Harta istihlak haqiqi, adalah suatu benda yang menjadi harta yang secara jelas
(nyata) zatnya habis sekali digunakan sedangkan harta istihlak huquqi yaitu
suatu harta yang sudah habis nilainya bila sudah tidak digunakan, tetapi zatnya
masih tetap ada. Misalnya uang yang dipakai untuk membayar utang, dipandang
habis menurut hukum walaupun uang tersebut masih utuh, hanya pindah
kepemilikannya.
b.
harta
isti’mal, yaitu sesuatu yang dapat digunakan berulang kali dan materinya tetap
terpelihara. harta isti’mal tidaklah habis sekali digunakan, tetapi dapat
digunakan lama menurut apa adanya, seperti kebun, tempat tidur, pakaian,
sepatu, dan lain sebagainya.
c.
Perbedaan
2 jenis harta ini, yaitu harta istihlak habis satu kali digunakan sedangkan
harta isti’mal tidak habis dalam satu kali pemanfaatan.
4.
Harta
Manqul dan Harta Ghair Manqul
a.
Harta
Manqul, segala harta yang dapat dipindahkan (bergerak) dari satu tempat ke
tempat lain. Seperti emas, perak, perunggu, pakaian, kendaraan, dan lain
sebagainya.
b.
Harta
Ghair Manqul, sesuatu yang tidak bisa dipindahkan dan dibawa dari satu tempat
ke tempat lain.
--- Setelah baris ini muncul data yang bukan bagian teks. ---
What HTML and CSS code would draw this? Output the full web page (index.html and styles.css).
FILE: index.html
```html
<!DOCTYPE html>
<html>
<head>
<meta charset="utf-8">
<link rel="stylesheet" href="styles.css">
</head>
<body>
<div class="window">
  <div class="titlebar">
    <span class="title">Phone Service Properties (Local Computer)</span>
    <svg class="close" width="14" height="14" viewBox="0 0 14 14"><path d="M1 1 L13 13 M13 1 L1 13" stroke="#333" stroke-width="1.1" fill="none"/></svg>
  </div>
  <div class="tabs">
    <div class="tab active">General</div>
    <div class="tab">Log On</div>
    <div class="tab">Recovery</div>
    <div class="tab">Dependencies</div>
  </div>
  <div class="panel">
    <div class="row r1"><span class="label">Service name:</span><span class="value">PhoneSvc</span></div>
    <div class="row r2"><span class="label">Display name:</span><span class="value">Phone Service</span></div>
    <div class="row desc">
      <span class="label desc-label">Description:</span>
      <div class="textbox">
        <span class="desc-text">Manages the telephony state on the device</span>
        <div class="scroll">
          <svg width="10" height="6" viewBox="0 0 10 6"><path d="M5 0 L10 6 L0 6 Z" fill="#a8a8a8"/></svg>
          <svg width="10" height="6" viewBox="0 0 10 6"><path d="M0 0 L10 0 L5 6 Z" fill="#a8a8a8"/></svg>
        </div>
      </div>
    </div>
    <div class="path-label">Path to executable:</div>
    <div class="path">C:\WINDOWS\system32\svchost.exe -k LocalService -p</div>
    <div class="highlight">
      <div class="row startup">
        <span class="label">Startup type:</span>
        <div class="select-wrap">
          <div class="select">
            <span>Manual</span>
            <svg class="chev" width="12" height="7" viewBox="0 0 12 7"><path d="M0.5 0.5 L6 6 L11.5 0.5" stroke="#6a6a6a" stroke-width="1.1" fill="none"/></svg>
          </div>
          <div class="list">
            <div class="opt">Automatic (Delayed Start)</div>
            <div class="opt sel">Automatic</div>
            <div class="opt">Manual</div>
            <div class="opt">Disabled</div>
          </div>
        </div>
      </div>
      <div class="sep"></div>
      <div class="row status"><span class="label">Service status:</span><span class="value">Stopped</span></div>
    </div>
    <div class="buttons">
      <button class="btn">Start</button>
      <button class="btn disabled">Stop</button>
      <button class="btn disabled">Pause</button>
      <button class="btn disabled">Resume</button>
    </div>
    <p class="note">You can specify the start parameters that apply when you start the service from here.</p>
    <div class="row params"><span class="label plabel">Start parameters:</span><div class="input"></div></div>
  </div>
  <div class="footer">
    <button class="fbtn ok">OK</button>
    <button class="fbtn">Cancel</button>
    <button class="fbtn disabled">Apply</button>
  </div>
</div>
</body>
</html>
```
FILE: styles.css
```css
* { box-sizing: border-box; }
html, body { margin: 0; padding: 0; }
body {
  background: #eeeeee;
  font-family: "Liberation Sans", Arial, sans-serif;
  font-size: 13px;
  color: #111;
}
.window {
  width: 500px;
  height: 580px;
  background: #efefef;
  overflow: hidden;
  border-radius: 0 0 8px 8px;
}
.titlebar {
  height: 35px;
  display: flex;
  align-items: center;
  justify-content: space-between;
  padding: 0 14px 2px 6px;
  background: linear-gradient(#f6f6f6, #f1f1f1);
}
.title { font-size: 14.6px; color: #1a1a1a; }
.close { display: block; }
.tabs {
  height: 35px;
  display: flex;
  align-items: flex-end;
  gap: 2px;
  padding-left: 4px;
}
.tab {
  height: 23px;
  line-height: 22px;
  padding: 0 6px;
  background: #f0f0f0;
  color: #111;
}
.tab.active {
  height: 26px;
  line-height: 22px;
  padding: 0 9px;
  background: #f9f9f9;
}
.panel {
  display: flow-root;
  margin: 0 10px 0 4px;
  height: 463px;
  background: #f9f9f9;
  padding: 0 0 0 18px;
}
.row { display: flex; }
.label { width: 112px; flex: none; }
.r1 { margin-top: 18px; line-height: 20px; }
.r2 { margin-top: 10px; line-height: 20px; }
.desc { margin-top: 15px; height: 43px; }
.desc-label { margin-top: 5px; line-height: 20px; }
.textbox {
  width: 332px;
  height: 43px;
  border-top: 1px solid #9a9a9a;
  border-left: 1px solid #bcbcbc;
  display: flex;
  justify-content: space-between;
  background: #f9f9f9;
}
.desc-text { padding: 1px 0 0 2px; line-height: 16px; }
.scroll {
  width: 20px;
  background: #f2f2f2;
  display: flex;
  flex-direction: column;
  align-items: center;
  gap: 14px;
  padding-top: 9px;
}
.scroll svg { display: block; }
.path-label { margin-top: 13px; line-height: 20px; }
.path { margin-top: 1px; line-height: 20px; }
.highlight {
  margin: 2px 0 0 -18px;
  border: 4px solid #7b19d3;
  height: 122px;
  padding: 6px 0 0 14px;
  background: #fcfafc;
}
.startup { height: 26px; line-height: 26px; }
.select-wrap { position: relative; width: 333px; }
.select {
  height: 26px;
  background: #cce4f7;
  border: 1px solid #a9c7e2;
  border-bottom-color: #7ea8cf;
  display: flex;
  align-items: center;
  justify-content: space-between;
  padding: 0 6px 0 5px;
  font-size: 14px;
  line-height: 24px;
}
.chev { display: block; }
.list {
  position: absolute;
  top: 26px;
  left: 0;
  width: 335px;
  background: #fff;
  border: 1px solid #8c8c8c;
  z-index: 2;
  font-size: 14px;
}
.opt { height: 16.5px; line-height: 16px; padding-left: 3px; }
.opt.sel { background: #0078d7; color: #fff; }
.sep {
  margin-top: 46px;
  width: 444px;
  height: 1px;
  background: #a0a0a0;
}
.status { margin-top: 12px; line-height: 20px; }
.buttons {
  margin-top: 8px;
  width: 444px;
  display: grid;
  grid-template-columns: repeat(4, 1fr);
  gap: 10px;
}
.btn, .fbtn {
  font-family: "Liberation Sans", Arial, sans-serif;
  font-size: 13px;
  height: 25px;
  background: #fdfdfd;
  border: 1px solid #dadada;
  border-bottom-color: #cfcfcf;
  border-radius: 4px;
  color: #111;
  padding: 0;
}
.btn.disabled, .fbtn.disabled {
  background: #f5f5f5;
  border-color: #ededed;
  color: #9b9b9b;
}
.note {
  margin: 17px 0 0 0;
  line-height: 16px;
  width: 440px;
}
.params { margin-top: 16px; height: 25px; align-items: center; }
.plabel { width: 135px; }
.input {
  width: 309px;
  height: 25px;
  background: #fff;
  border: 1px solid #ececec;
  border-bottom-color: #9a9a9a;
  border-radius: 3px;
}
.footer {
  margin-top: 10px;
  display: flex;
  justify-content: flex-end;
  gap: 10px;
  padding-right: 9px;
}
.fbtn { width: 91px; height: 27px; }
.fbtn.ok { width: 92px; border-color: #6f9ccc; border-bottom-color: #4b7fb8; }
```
Seperti kebun, rumah, pabrik, sawah dan yang lainnya.
5.
Harta
‘Ain dan harta Dayn
a.
Harta
‘Ain, yaitu harta yang berbentuk benda, seperti rumah, pakaian, beras, jambu,
kendaraan (mobil), dan yang lainnya. Harta ‘ain terbagi menjadi dua : Harta
‘ain dzati qimah, yaitu suatu benda yang memiliki bentuk yang dipandang
sebagai harta karena memiliki nilai. Harta ‘ain ghayr dzati qimah, yaitu
suatu benda yang tidak dapayt dipandang sebagai harta karena tidak memiliki
harga, misalnya sepiji beras.
b.
Harta
dayn, sesuatu yang berada dalam tanggung jawab. Seperti uang yang berada dalam
tanggung jawab seseorang.
6.
Mal
al-‘ain dan mal al-naf’i
a.
Harta
‘aini ialah suatu benda yang memiliki nilai dan berbentuk (berwujud), misalnya
rumah, ternak dan lainnya.
b.
Harta
nafi’ ialah a’radl yang berangsur-angsur tumbuh menurut perkembangan masa, oleh
karena itu mal al naf’i tidak berwujud dan tidak mungkin disimpan.
7.
Harta
Mamluk, Mubah, dan Mahjur
a.
Harta
mamluk, sesuatu yang masuk ke bawah milik, milik perorangan maupun milik badan
hukum, seperti pemerintah dan yayasan.
b.
Harta
Mubah, sesuatu yang pada asalnya bukan milik seseorang, seperti air pada mata
air, binatang burung darat, laut, pohon-pohon di hutan dan buah buahannya. Tiap-tiap
manusia boleh memiliki harta mubah sesuai dengan ketetapannya, orang yang
mengambilnya akan menjadi pemiliknya sesuai dengan kaidah : “barangsiapa
yang mengeluarkan dari harta mubah, maka ia menjadi pemiliknya”.
c.
Harta
Mahjur, sesuatu yang tidak dibolehkan dimiliki sendiri dan memberikan kepada
orang lain menurut syari’at, adakalanya benda itu benda wakaf ataupun benda
yang dikhususkan untuk masyarakat umum, seperti jalan raya, masjid-masjid,
kuburan-kuburan, dan yang lainnya.
8.
Harta
yang dapat dibagi dan tidak dapat dibagi
a.
Harta
yang dapat dibagi, adalah harta yang tidak menimbulkan suatu kerugian atau
kerusakan apabila harta itu dibagi-bagi, misalnya beras tepung dan yang
lainnya.
b.
Harta
yang tidak dapat dibagi, adalah harta yang menimbulkan suatu kerugian atau
kerusakan apabila harta tersebut dibagi-bagi, misalnya gelas, kursi, meja,
mesin, dan yang lainnya.
9.
Harta
Pokok dan Harta Hasil (buah)
Harta
pokok adalah “harta yang mungkin darinya terjadi harta lain”. Sedangkan harta
hasil (samarah) ialah ” harta yang terjadi dari harta yang lain”. Pokok harta
bisa juga disebut modal misalnya uang, emas dan lainnya, contoh harta pokok dan
harta hasil adalah bulu domba dihasilkan dari domba, maka domba merupakan harta
pokok dan bulunya merupakan harta hasil, atau kerbau yang beranak, anaknya
dianggap sebagai harta hasil dan induknya yang melahirkannya disebut harta
pokok.
10.
Harta
Khas dan Harta ‘am
a.
Harta
Khas, yaitu harta pribadi, tidak bersekutu dengan harta lain, tidak boleh
diambil manfaatnya tanpa disetujui pemiliknya.
b.
Harta
‘am, harta milik umum (bersama) yang boleh diambil manfaatnya.